Instructions to follow:
Copy out the listing that follows, exactly, without its pictures.

Given data:
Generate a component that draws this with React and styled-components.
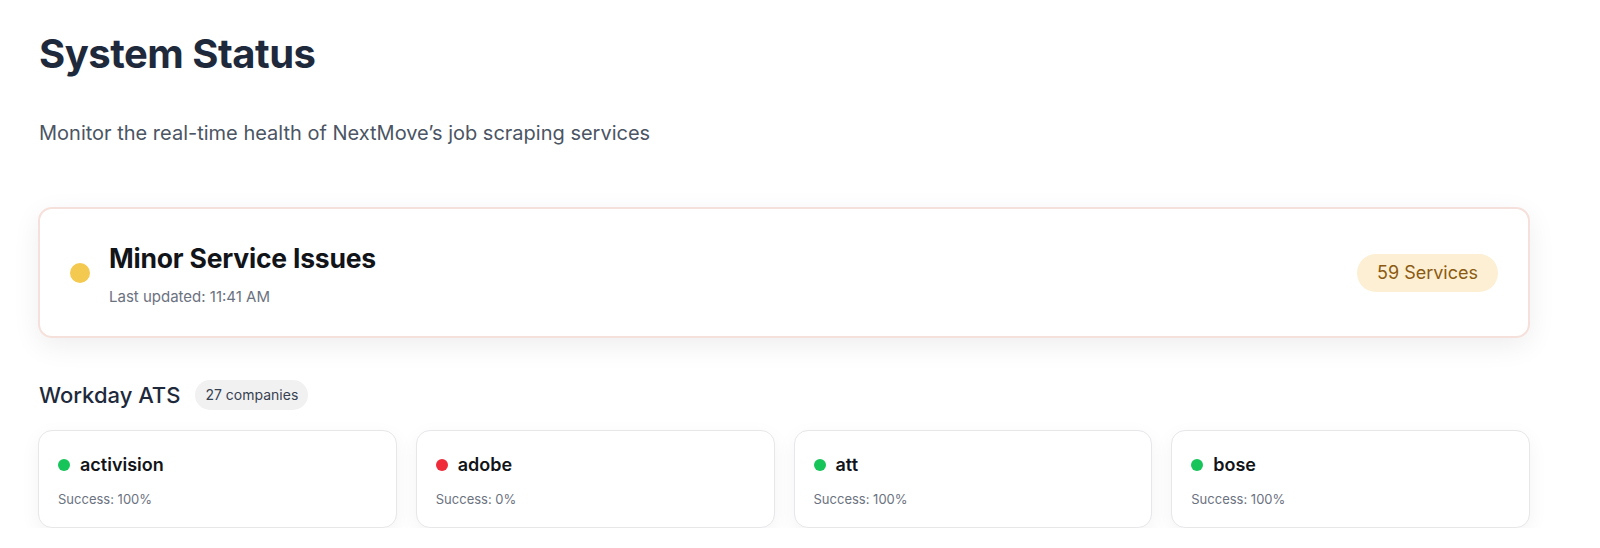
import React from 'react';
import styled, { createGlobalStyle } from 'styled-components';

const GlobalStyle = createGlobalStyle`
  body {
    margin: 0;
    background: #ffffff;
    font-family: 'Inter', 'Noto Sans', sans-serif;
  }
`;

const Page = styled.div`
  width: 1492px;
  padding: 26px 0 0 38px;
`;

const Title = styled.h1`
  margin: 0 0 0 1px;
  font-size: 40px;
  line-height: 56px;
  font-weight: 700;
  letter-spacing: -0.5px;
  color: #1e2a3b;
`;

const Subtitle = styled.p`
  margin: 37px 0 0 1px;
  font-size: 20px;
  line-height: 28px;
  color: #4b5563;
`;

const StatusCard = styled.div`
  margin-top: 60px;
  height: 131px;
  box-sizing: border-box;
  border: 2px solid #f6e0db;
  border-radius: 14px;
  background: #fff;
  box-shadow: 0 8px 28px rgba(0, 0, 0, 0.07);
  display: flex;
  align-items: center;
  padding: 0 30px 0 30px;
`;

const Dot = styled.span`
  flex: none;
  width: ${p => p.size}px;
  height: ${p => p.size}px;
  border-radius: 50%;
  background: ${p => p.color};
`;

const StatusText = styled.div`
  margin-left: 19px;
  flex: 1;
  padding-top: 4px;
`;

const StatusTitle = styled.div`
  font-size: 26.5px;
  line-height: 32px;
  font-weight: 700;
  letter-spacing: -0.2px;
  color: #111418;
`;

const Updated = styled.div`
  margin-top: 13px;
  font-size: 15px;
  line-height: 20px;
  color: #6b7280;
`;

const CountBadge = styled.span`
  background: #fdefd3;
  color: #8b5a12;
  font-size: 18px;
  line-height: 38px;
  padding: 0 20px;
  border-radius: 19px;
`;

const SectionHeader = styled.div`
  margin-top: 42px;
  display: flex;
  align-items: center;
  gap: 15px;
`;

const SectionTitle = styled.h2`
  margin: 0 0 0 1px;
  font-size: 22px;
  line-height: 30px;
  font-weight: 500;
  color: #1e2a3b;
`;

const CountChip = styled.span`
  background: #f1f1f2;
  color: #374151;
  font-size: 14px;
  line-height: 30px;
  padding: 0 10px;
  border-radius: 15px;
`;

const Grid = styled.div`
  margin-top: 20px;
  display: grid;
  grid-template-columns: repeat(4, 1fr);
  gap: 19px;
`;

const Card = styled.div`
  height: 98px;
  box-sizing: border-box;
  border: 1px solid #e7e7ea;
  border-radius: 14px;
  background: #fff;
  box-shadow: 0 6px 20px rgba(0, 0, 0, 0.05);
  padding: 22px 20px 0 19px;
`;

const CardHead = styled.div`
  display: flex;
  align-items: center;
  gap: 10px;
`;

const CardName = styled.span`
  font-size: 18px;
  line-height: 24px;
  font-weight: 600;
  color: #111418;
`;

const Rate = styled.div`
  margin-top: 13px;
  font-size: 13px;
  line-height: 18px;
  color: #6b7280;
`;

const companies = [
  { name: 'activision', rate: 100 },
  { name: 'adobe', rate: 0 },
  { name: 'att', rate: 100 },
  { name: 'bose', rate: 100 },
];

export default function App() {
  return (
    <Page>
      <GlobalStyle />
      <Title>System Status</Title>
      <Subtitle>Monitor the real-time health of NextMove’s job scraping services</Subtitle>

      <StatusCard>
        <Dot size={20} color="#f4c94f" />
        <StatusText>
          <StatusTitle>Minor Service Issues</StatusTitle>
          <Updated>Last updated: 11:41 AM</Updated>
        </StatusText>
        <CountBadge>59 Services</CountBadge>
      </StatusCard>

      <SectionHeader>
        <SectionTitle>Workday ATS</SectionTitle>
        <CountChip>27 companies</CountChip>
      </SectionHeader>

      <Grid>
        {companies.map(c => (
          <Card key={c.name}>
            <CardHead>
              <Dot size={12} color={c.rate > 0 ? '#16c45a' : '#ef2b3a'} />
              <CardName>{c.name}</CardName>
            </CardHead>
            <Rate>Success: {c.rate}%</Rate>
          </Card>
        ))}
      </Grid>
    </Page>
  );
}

Solution for this task:
Generate a component that draws this with React and styled-components.
import React from 'react';
import styled, { createGlobalStyle } from 'styled-components';

const GlobalStyle = createGlobalStyle`
  body {
    margin: 0;
    background: #ffffff;
    font-family: 'Inter', 'Noto Sans', sans-serif;
  }
`;

const Page = styled.div`
  width: 1492px;
  padding: 26px 0 0 38px;
`;

const Title = styled.h1`
  margin: 0 0 0 1px;
  font-size: 40px;
  line-height: 56px;
  font-weight: 700;
  letter-spacing: -0.5px;
  color: #1e2a3b;
`;

const Subtitle = styled.p`
  margin: 37px 0 0 1px;
  font-size: 20px;
  line-height: 28px;
  color: #4b5563;
`;

const StatusCard = styled.div`
  margin-top: 60px;
  height: 131px;
  box-sizing: border-box;
  border: 2px solid #f6e0db;
  border-radius: 14px;
  background: #fff;
  box-shadow: 0 8px 28px rgba(0, 0, 0, 0.07);
  display: flex;
  align-items: center;
  padding: 0 30px 0 30px;
`;

const Dot = styled.span`
  flex: none;
  width: ${p => p.size}px;
  height: ${p => p.size}px;
  border-radius: 50%;
  background: ${p => p.color};
`;

const StatusText = styled.div`
  margin-left: 19px;
  flex: 1;
  padding-top: 4px;
`;

const StatusTitle = styled.div`
  font-size: 26.5px;
  line-height: 32px;
  font-weight: 700;
  letter-spacing: -0.2px;
  color: #111418;
`;

const Updated = styled.div`
  margin-top: 13px;
  font-size: 15px;
  line-height: 20px;
  color: #6b7280;
`;

const CountBadge = styled.span`
  background: #fdefd3;
  color: #8b5a12;
  font-size: 18px;
  line-height: 38px;
  padding: 0 20px;
  border-radius: 19px;
`;

const SectionHeader = styled.div`
  margin-top: 42px;
  display: flex;
  align-items: center;
  gap: 15px;
`;

const SectionTitle = styled.h2`
  margin: 0 0 0 1px;
  font-size: 22px;
  line-height: 30px;
  font-weight: 500;
  color: #1e2a3b;
`;

const CountChip = styled.span`
  background: #f1f1f2;
  color: #374151;
  font-size: 14px;
  line-height: 30px;
  padding: 0 10px;
  border-radius: 15px;
`;

const Grid = styled.div`
  margin-top: 20px;
  display: grid;
  grid-template-columns: repeat(4, 1fr);
  gap: 19px;
`;

const Card = styled.div`
  height: 98px;
  box-sizing: border-box;
  border: 1px solid #e7e7ea;
  border-radius: 14px;
  background: #fff;
  box-shadow: 0 6px 20px rgba(0, 0, 0, 0.05);
  padding: 22px 20px 0 19px;
`;

const CardHead = styled.div`
  display: flex;
  align-items: center;
  gap: 10px;
`;

const CardName = styled.span`
  font-size: 18px;
  line-height: 24px;
  font-weight: 600;
  color: #111418;
`;

const Rate = styled.div`
  margin-top: 13px;
  font-size: 13px;
  line-height: 18px;
  color: #6b7280;
`;

const companies = [
  { name: 'activision', rate: 100 },
  { name: 'adobe', rate: 0 },
  { name: 'att', rate: 100 },
  { name: 'bose', rate: 100 },
];

export default function App() {
  return (
    <Page>
      <GlobalStyle />
      <Title>System Status</Title>
      <Subtitle>Monitor the real-time health of NextMove’s job scraping services</Subtitle>

      <StatusCard>
        <Dot size={20} color="#f4c94f" />
        <StatusText>
          <StatusTitle>Minor Service Issues</StatusTitle>
          <Updated>Last updated: 11:41 AM</Updated>
        </StatusText>
        <CountBadge>59 Services</CountBadge>
      </StatusCard>

      <SectionHeader>
        <SectionTitle>Workday ATS</SectionTitle>
        <CountChip>27 companies</CountChip>
      </SectionHeader>

      <Grid>
        {companies.map(c => (
          <Card key={c.name}>
            <CardHead>
              <Dot size={12} color={c.rate > 0 ? '#16c45a' : '#ef2b3a'} />
              <CardName>{c.name}</CardName>
            </CardHead>
            <Rate>Success: {c.rate}%</Rate>
          </Card>
        ))}
      </Grid>
    </Page>
  );
}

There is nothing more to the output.